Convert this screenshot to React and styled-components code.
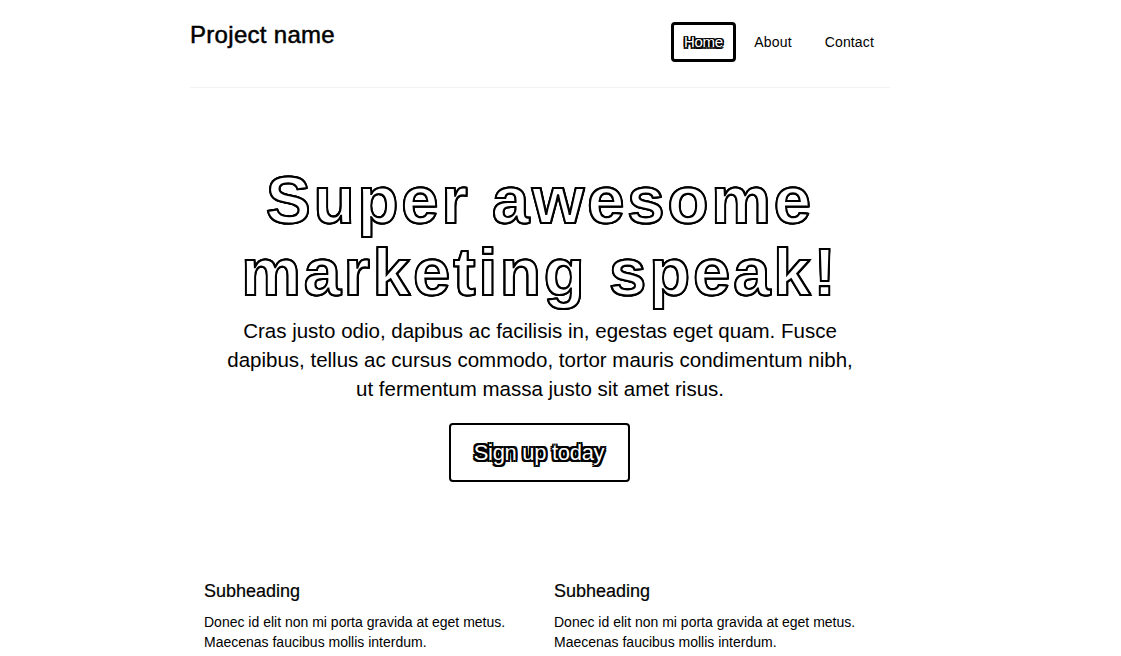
import React from "react";
import styled, { createGlobalStyle } from "styled-components";

const Global = createGlobalStyle`
  html, body { margin: 0; padding: 0; background: #fff; }
  body {
    font-family: "Liberation Sans", Arial, sans-serif;
    color: #000;
    padding-top: 22px;
  }
  * { box-sizing: border-box; }
`;

const Container = styled.div`
  width: 700px;
  margin-left: 190px;
`;

const Header = styled.header`
  display: flex;
  justify-content: space-between;
  align-items: flex-start;
  padding-bottom: 25px;
  border-bottom: 1px solid #f3f3f3;
`;

const Brand = styled.h3`
  margin: 0;
  font-size: 24px;
  font-weight: 400;
  line-height: 1.1;
  letter-spacing: 0.3px;
  -webkit-text-stroke: 0.5px #000;
`;

const Nav = styled.nav`
  display: flex;
  gap: 3px;
  margin-right: 1px;
`;

const outline = (w) => `
  text-shadow:
    ${w}px 0 0 #000, -${w}px 0 0 #000, 0 ${w}px 0 #000, 0 -${w}px 0 #000,
    ${w}px ${w}px 0 #000, -${w}px ${w}px 0 #000, ${w}px -${w}px 0 #000, -${w}px -${w}px 0 #000;
`;

const NavLink = styled.a`
  display: block;
  height: 40px;
  padding: 0 ${(p) => (p.$active ? "10.5px" : "15px")};
  font-size: ${(p) => (p.$active ? "15px" : "14px")};
  color: ${(p) => (p.$active ? "#fff" : "#000")};
  border: ${(p) => (p.$active ? "3px solid #000" : "none")};
  border-radius: 4px;
  line-height: ${(p) => (p.$active ? "34px" : "40px")};
  letter-spacing: ${(p) => (p.$active ? "-0.3px" : "0.15px")};
  text-decoration: none;
  ${(p) => (p.$active ? outline(1.5) : "")}
`;

const Jumbotron = styled.section`
  display: flex;
  flex-direction: column;
  align-items: center;
  text-align: center;
  padding-top: 76px;
`;

const Title = styled.h1`
  margin: 0;
  font-size: 67px;
  line-height: 72px;
  font-weight: 700;
  letter-spacing: 2.9px;
  color: #fff;
  -webkit-text-stroke: 2px #000;
  ${outline(0.8)}
`;

const Lead = styled.p`
  margin: 8px 0 20px;
  width: 640px;
  font-size: 20.5px;
  line-height: 29px;
  font-weight: 400;
`;

const SignUp = styled.a`
  display: flex;
  align-items: center;
  justify-content: center;
  width: 181px;
  height: 59px;
  margin-right: 2px;
  border: 2px solid #000;
  border-radius: 4px;
  font-size: 22px;
  letter-spacing: -0.3px;
  color: #fff;
  text-decoration: none;
  ${outline(2)}
`;

const Marketing = styled.section`
  display: grid;
  grid-template-columns: 1fr 1fr;
  margin-top: 99px;
`;

const Col = styled.div`
  padding: 0 14px;
`;

const SubHeading = styled.h4`
  margin: 0 0 10px;
  font-size: 18px;
  font-weight: 400;
  line-height: 1.1;
  padding-top: 1px;
  -webkit-text-stroke: 0.2px #000;
`;

const Text = styled.p`
  margin: 0;
  font-size: 14px;
  line-height: 20px;
`;

const cols = [
  ["Donec id elit non mi porta gravida at eget metus.", "Maecenas faucibus mollis interdum."],
  ["Donec id elit non mi porta gravida at eget metus.", "Maecenas faucibus mollis interdum."],
];

export default function App() {
  return (
    <>
      <Global />
      <Container>
        <Header>
          <Brand>Project name</Brand>
          <Nav>
            <NavLink $active href="#">Home</NavLink>
            <NavLink href="#">About</NavLink>
            <NavLink href="#">Contact</NavLink>
          </Nav>
        </Header>
        <Jumbotron>
          <Title>
            Super awesome
            <br />
            marketing speak!
          </Title>
          <Lead>
            Cras justo odio, dapibus ac facilisis in, egestas eget quam. Fusce
            dapibus, tellus ac cursus commodo, tortor mauris condimentum nibh,
            ut fermentum massa justo sit amet risus.
          </Lead>
          <SignUp href="#">Sign up today</SignUp>
        </Jumbotron>
        <Marketing>
          {cols.map(([a, b], i) => (
            <Col key={i}>
              <SubHeading>Subheading</SubHeading>
              <Text>
                {a}
                <br />
                {b}
              </Text>
            </Col>
          ))}
        </Marketing>
      </Container>
    </>
  );
}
******
### Instruction
Copy out the whole listing exactly, and don't carry over any pictures.

### Solution for this task
Convert this screenshot to React and styled-components code.
import React from "react";
import styled, { createGlobalStyle } from "styled-components";

const Global = createGlobalStyle`
  html, body { margin: 0; padding: 0; background: #fff; }
  body {
    font-family: "Liberation Sans", Arial, sans-serif;
    color: #000;
    padding-top: 22px;
  }
  * { box-sizing: border-box; }
`;

const Container = styled.div`
  width: 700px;
  margin-left: 190px;
`;

const Header = styled.header`
  display: flex;
  justify-content: space-between;
  align-items: flex-start;
  padding-bottom: 25px;
  border-bottom: 1px solid #f3f3f3;
`;

const Brand = styled.h3`
  margin: 0;
  font-size: 24px;
  font-weight: 400;
  line-height: 1.1;
  letter-spacing: 0.3px;
  -webkit-text-stroke: 0.5px #000;
`;

const Nav = styled.nav`
  display: flex;
  gap: 3px;
  margin-right: 1px;
`;

const outline = (w) => `
  text-shadow:
    ${w}px 0 0 #000, -${w}px 0 0 #000, 0 ${w}px 0 #000, 0 -${w}px 0 #000,
    ${w}px ${w}px 0 #000, -${w}px ${w}px 0 #000, ${w}px -${w}px 0 #000, -${w}px -${w}px 0 #000;
`;

const NavLink = styled.a`
  display: block;
  height: 40px;
  padding: 0 ${(p) => (p.$active ? "10.5px" : "15px")};
  font-size: ${(p) => (p.$active ? "15px" : "14px")};
  color: ${(p) => (p.$active ? "#fff" : "#000")};
  border: ${(p) => (p.$active ? "3px solid #000" : "none")};
  border-radius: 4px;
  line-height: ${(p) => (p.$active ? "34px" : "40px")};
  letter-spacing: ${(p) => (p.$active ? "-0.3px" : "0.15px")};
  text-decoration: none;
  ${(p) => (p.$active ? outline(1.5) : "")}
`;

const Jumbotron = styled.section`
  display: flex;
  flex-direction: column;
  align-items: center;
  text-align: center;
  padding-top: 76px;
`;

const Title = styled.h1`
  margin: 0;
  font-size: 67px;
  line-height: 72px;
  font-weight: 700;
  letter-spacing: 2.9px;
  color: #fff;
  -webkit-text-stroke: 2px #000;
  ${outline(0.8)}
`;

const Lead = styled.p`
  margin: 8px 0 20px;
  width: 640px;
  font-size: 20.5px;
  line-height: 29px;
  font-weight: 400;
`;

const SignUp = styled.a`
  display: flex;
  align-items: center;
  justify-content: center;
  width: 181px;
  height: 59px;
  margin-right: 2px;
  border: 2px solid #000;
  border-radius: 4px;
  font-size: 22px;
  letter-spacing: -0.3px;
  color: #fff;
  text-decoration: none;
  ${outline(2)}
`;

const Marketing = styled.section`
  display: grid;
  grid-template-columns: 1fr 1fr;
  margin-top: 99px;
`;

const Col = styled.div`
  padding: 0 14px;
`;

const SubHeading = styled.h4`
  margin: 0 0 10px;
  font-size: 18px;
  font-weight: 400;
  line-height: 1.1;
  padding-top: 1px;
  -webkit-text-stroke: 0.2px #000;
`;

const Text = styled.p`
  margin: 0;
  font-size: 14px;
  line-height: 20px;
`;

const cols = [
  ["Donec id elit non mi porta gravida at eget metus.", "Maecenas faucibus mollis interdum."],
  ["Donec id elit non mi porta gravida at eget metus.", "Maecenas faucibus mollis interdum."],
];

export default function App() {
  return (
    <>
      <Global />
      <Container>
        <Header>
          <Brand>Project name</Brand>
          <Nav>
            <NavLink $active href="#">Home</NavLink>
            <NavLink href="#">About</NavLink>
            <NavLink href="#">Contact</NavLink>
          </Nav>
        </Header>
        <Jumbotron>
          <Title>
            Super awesome
            <br />
            marketing speak!
          </Title>
          <Lead>
            Cras justo odio, dapibus ac facilisis in, egestas eget quam. Fusce
            dapibus, tellus ac cursus commodo, tortor mauris condimentum nibh,
            ut fermentum massa justo sit amet risus.
          </Lead>
          <SignUp href="#">Sign up today</SignUp>
        </Jumbotron>
        <Marketing>
          {cols.map(([a, b], i) => (
            <Col key={i}>
              <SubHeading>Subheading</SubHeading>
              <Text>
                {a}
                <br />
                {b}
              </Text>
            </Col>
          ))}
        </Marketing>
      </Container>
    </>
  );
}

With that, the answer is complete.